Copy out all the lines exactly. Omit pictures.

>> start

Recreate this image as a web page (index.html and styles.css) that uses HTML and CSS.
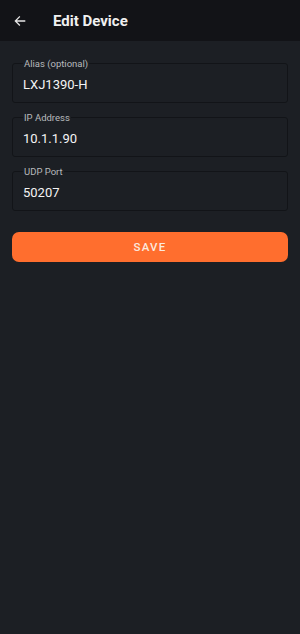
FILE: index.html
```html
<!DOCTYPE html>
<html lang="en">
<head>
    <meta charset="UTF-8">
    <meta name="viewport" content="width=device-width, initial-scale=1.0">
    <title>Edit Device</title>
    <link rel="stylesheet" href="styles.css">
</head>
<body>
    <div class="app">
        <header class="topbar">
            <button class="back-btn" aria-label="Back">
                <svg width="14" height="14" viewBox="0 0 24 24">
                    <path d="M20 12H5M11 5l-7 7 7 7" fill="none" stroke="#e6e6e6" stroke-width="2.2" stroke-linecap="square"/>
                </svg>
            </button>
            <h1>Edit Device</h1>
        </header>

        <main class="form">
            <fieldset class="field">
                <legend>Alias (optional)</legend>
                <input type="text" value="LXJ1390-H">
            </fieldset>

            <fieldset class="field">
                <legend>IP Address</legend>
                <input type="text" value="10.1.1.90">
            </fieldset>

            <fieldset class="field">
                <legend>UDP Port</legend>
                <input type="text" value="50207">
            </fieldset>

            <button class="save-btn">SAVE</button>
        </main>
    </div>
</body>
</html>
```

FILE: styles.css
```css
* {
    box-sizing: border-box;
    margin: 0;
    padding: 0;
    font-family: Roboto, "Liberation Sans", sans-serif;
}

body {
    background-color: #1c1f24;
    color: #f2f2f2;
}

.app {
    min-height: 100vh;
}

.topbar {
    display: flex;
    align-items: center;
    height: 41px;
    background-color: #121317;
    padding-left: 13px;
}

.back-btn {
    display: flex;
    align-items: center;
    justify-content: center;
    width: 14px;
    height: 14px;
    background: none;
    border: none;
}

.topbar h1 {
    margin-left: 26px;
    font-size: 15px;
    font-weight: 700;
    color: #f0f0f0;
}

.form {
    display: flex;
    flex-direction: column;
    padding: 17px 12px 0 12px;
}

.field {
    height: 45px;
    margin-bottom: 9px;
    border: 1px solid #121418;
    border-radius: 3px;
    padding: 0 10px;
}

.field legend {
    font-size: 9.5px;
    color: #b8babd;
    padding: 0 1px;
    line-height: 11px;
}

.field input {
    width: 100%;
    background: transparent;
    border: none;
    outline: none;
    color: #f4f4f4;
    font-size: 13px;
    padding-top: 8px;
}

.save-btn {
    margin-top: 12px;
    height: 30px;
    border: none;
    border-radius: 7px;
    background-color: #ff6e2e;
    color: #fbe9df;
    font-size: 11.5px;
    font-weight: 500;
    letter-spacing: 1.3px;
    cursor: pointer;
}
```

>> end

**Completed task**
Recreate this image as a web page (index.html and styles.css) that uses HTML and CSS.
FILE: index.html
```html
<!DOCTYPE html>
<html lang="en">
<head>
    <meta charset="UTF-8">
    <meta name="viewport" content="width=device-width, initial-scale=1.0">
    <title>Edit Device</title>
    <link rel="stylesheet" href="styles.css">
</head>
<body>
    <div class="app">
        <header class="topbar">
            <button class="back-btn" aria-label="Back">
                <svg width="14" height="14" viewBox="0 0 24 24">
                    <path d="M20 12H5M11 5l-7 7 7 7" fill="none" stroke="#e6e6e6" stroke-width="2.2" stroke-linecap="square"/>
                </svg>
            </button>
            <h1>Edit Device</h1>
        </header>

        <main class="form">
            <fieldset class="field">
                <legend>Alias (optional)</legend>
                <input type="text" value="LXJ1390-H">
            </fieldset>

            <fieldset class="field">
                <legend>IP Address</legend>
                <input type="text" value="10.1.1.90">
            </fieldset>

            <fieldset class="field">
                <legend>UDP Port</legend>
                <input type="text" value="50207">
            </fieldset>

            <button class="save-btn">SAVE</button>
        </main>
    </div>
</body>
</html>
```

FILE: styles.css
```css
* {
    box-sizing: border-box;
    margin: 0;
    padding: 0;
    font-family: Roboto, "Liberation Sans", sans-serif;
}

body {
    background-color: #1c1f24;
    color: #f2f2f2;
}

.app {
    min-height: 100vh;
}

.topbar {
    display: flex;
    align-items: center;
    height: 41px;
    background-color: #121317;
    padding-left: 13px;
}

.back-btn {
    display: flex;
    align-items: center;
    justify-content: center;
    width: 14px;
    height: 14px;
    background: none;
    border: none;
}

.topbar h1 {
    margin-left: 26px;
    font-size: 15px;
    font-weight: 700;
    color: #f0f0f0;
}

.form {
    display: flex;
    flex-direction: column;
    padding: 17px 12px 0 12px;
}

.field {
    height: 45px;
    margin-bottom: 9px;
    border: 1px solid #121418;
    border-radius: 3px;
    padding: 0 10px;
}

.field legend {
    font-size: 9.5px;
    color: #b8babd;
    padding: 0 1px;
    line-height: 11px;
}

.field input {
    width: 100%;
    background: transparent;
    border: none;
    outline: none;
    color: #f4f4f4;
    font-size: 13px;
    padding-top: 8px;
}

.save-btn {
    margin-top: 12px;
    height: 30px;
    border: none;
    border-radius: 7px;
    background-color: #ff6e2e;
    color: #fbe9df;
    font-size: 11.5px;
    font-weight: 500;
    letter-spacing: 1.3px;
    cursor: pointer;
}
```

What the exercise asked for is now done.